Au final c'est le portrait d'un homme complexe et terriblement attachant qui peu à peu apparait au fil du livre. Un homme extrêmement pudique, dévoué à son métier au point de ne plus vivre, dévoué aveuglément aux personnes qu'il sert, pouvant paraitre de prime abord un peu imbu de lui-même et prétentieux mais en réalité pétri de contradictions, fruit de son époque, de son métier, de sa culture, des valeurs paternelles. Les valeurs qui guident son sens moral, sa droiture et son perfectionnisme sont les mêmes qui l'aveuglent au point de passer à côté d'une certaine clairvoyance tant sur le plan politique que sur un plan plus sentimental. On le sent maladroit en réalité, guindé, ne sachant pas comment s'y prendre avec l'humour, la répartie, et surtout les sentiments que certaines personnes lui témoignent, que ce soit avec son père qui lui parle, sur son lit de mort, de sa fierté de père, mots auxquels il n'arrive pas à trouver de réponses et qu'il balaie de répliques professionnelles absurdes, ou avec Miss Kenton qui tente de l'approcher et face à laquelle il ne peut que répondre par l'effroi et le refus glacial de toute ouverture en dehors de la sphère professionnelle. Y répondre serait sortir de son habit professionnel précisément. Il en est incapable.
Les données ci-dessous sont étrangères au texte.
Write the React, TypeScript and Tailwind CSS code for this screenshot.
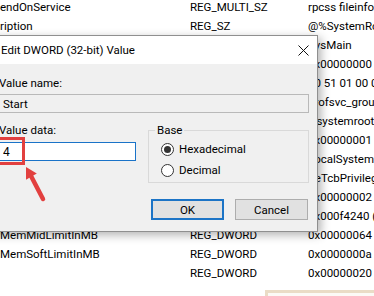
import { useState } from "react";

// Registry editor rows behind the dialog. The first two names and the bottom ones
// are clipped by the window edge, so only their visible tails are written here.
const ROWS = [
  { name: "endOnService", type: "REG_MULTI_SZ", data: "rpcss fileinfo" },
  { name: "ription", type: "REG_SZ", data: "@%SystemRoot%\\system32\\sysmain.dll,-1001" },
  { name: "DisplayName", type: "REG_SZ", data: "SysMain" },
  { name: "ErrorControl", type: "REG_DWORD", data: "0x00000000 (0)" },
  { name: "FailureActions", type: "REG_BINARY", data: "80 51 01 00 00 00 00 00 00 00 00 00" },
  { name: "Group", type: "REG_SZ", data: "profsvc_group" },
  { name: "ImagePath", type: "REG_EXPAND_SZ", data: "%systemroot%\\system32\\svchost.exe -k LocalSystemNetworkRestricted -p" },
  { name: "LaunchProtected", type: "REG_DWORD", data: "0x00000001 (1)" },
  { name: "ObjectName", type: "REG_SZ", data: "LocalSystem" },
  { name: "RequiredPrivileges", type: "REG_MULTI_SZ", data: "SeTcbPrivilege SeProfileSingleProcessPrivilege" },
  { name: "ServiceSidType", type: "REG_DWORD", data: "0x00000002 (2)" },
  { name: "MemMaxLimitInKB", type: "REG_DWORD", data: "0x000f4240 (1000000)" },
  { name: "MemMidLimitInMB", type: "REG_DWORD", data: "0x00000064 (100)" },
  { name: "MemSoftLimitInMB", type: "REG_DWORD", data: "0x0000000a (10)" },
  { name: "", type: "REG_DWORD", data: "0x00000020 (32)" },
];

function Radio({ checked, label }: { checked: boolean; label: string }) {
  return (
    <label className="flex h-[16px] items-center gap-[5px]">
      <span className="grid h-[13px] w-[13px] place-items-center rounded-full border border-[#333] bg-white">
        {checked && <span className="h-[7px] w-[7px] rounded-full bg-[#333]" />}
      </span>
      <span>{label}</span>
    </label>
  );
}

export default function App() {
  const [value, setValue] = useState("4");
  const [hex, setHex] = useState(true);

  return (
    <div
      className="relative h-[296px] w-[374px] overflow-hidden bg-white text-[11.5px] leading-[16px] text-black"
      style={{ fontFamily: "Roboto, 'Liberation Sans', sans-serif" }}
    >
      {/* value list */}
      <div className="mt-[-3px] flex flex-col">
        {ROWS.map((r, i) => (
          <div
            key={i}
            className="grid h-[19px] grid-cols-[190px_118px_1fr] items-center whitespace-nowrap"
          >
            <span>{r.name}</span>
            <span>{r.type}</span>
            <span>{r.data}</span>
          </div>
        ))}
      </div>

      {/* another window peeking in at the bottom right */}
      <div className="absolute left-[265px] top-[290px] h-[20px] w-[120px] border-[3px] border-[#eadcc6] bg-[#fcfaf6]" />

      {/* Edit DWORD dialog */}
      <div className="absolute left-[-14px] top-[35px] flex h-[197px] w-[332px] flex-col border border-[#8f8f8f] bg-[#f0f0f0] shadow-[3px_3px_9px_rgba(0,0,0,0.3)]">
        <div className="flex h-[28px] shrink-0 items-center justify-between bg-white pl-[14px] pr-[8px]">
          <span>Edit DWORD (32-bit) Value</span>
          <svg width="11" height="11" viewBox="0 0 11 11" aria-hidden="true">
            <path d="M0.5 0.5 L10.5 10.5 M10.5 0.5 L0.5 10.5" stroke="#111" strokeWidth="1" />
          </svg>
        </div>

        <div className="flex flex-col pl-[12px] pr-[8px] pt-[11px]">
          <span>Value name:</span>
          <div className="-ml-[2px] mt-[3px] flex h-[19px] items-center border border-[#b9b9b9] bg-[#f0f0f0] pl-[5px]">
            Start
          </div>

          <div className="mt-[9px] flex gap-[12px]">
            <div className="flex w-[137px] flex-col">
              <span>Value data:</span>
              <input
                value={value}
                onChange={(e) => setValue(e.target.value)}
                className="-ml-[2px] mt-[4px] h-[19px] w-[139px] border border-[#1a73c8] bg-white pl-[5px] text-[12px] outline-none"
              />
            </div>

            <fieldset className="h-[61px] w-[162px] border border-[#d9d9d9] p-0">
              <legend className="ml-[6px] px-[2px] leading-[16px]">Base</legend>
              <div className="flex flex-col gap-[5px] pl-[12px] pt-[3px]">
                <div onClick={() => setHex(true)}>
                  <Radio checked={hex} label="Hexadecimal" />
                </div>
                <div onClick={() => setHex(false)}>
                  <Radio checked={!hex} label="Decimal" />
                </div>
              </div>
            </fieldset>
          </div>

          <div className="mr-[1px] mt-[16px] flex justify-end gap-[11px]">
            <button
              type="button"
              className="h-[21px] w-[73px] border-2 border-[#1c74c6] bg-[#e1e1e1]"
            >
              OK
            </button>
            <button
              type="button"
              className="h-[21px] w-[73px] border border-[#adadad] bg-[#e1e1e1]"
            >
              Cancel
            </button>
          </div>
        </div>
      </div>

      {/* red annotation box + arrow */}
      <div className="absolute left-[-5px] top-[137px] h-[28px] w-[30px] border-[3px] border-[#e2403f]" />
      <svg
        className="absolute left-[20px] top-[160px]"
        width="30"
        height="45"
        viewBox="0 0 30 45"
        aria-hidden="true"
      >
        <path d="M23 39 L11 16" stroke="#e2403f" strokeWidth="4.5" strokeLinecap="round" />
        <polygon points="6,7 16.8,13.6 6,19.8" fill="#e2403f" />
      </svg>
    </div>
  );
}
D'infimes détails aident cependant le lecteur à saisir l'importance des moments passés vécus par notre homme…Ce « Vous avez l'air de pleurer » lancé par un invité nous fait réaliser le choc émotionnel que Stevens est en train de vivre sans même en avoir lui-même conscience. Ou encore cette façon intuitive de deviner les pleurs de Miss Kenton sans même les entendre…et enfin cet aveu, le seul aveu, effort immense pour cet homme qui ne sort jamais de sa réserve : « En vérité — pourquoi ne pas le reconnaître? —, à cet instant précis, j'ai eu le coeur brisé». Et nous de l'avoir avec lui…

« Certainement, aucun indice ne révélait à l'époque que des incident d'allure si anodine rendraient des rêves entiers à jamais impossibles ».
Ce voyage permet au final à Stevens de comprendre plus ou moins qu'il est passé peut-être à côté…à côté de sa vie…à côté d'une réelle dignité plus intelligente, plus ouverte, plus humaine, plus vivante…à côté d'une femme…avant de revenir à bon port au moyen d'une réaction raisonnable et digne, comme il sait si bien le faire. le coeur du livre, à la toute fin, est juste tragique. Juste beau. Juste tristement magnifique. L'acceptation et la lucidité, finalement, ne serait-ce pas ça, la véritable grandeur ?

Ce livre est un grand livre, il a de la grandeur. Cette grandeur précisément que Stevens évoque pour qualifier son métier, pour qualifier les paysages anglais, on peut la reprendre pour qualifier ce livre. Sans contenu spectaculaire ou dramatique, tout en retenue, en élégance, ce livre contient sa propre beauté sans qu'il soit nécessaire d'utiliser d'artifice pour le clamer. Il est d'une grâce surannée et légèrement désuète, d'une pudeur troublée par quelques réminiscences pudiquement dévoilées, il sait mêler la grande Histoire avec les petites histoires, il sait parfois se doter d'un humour très anglais, éléments qui rendent ce livre tout simplement rare et précieux.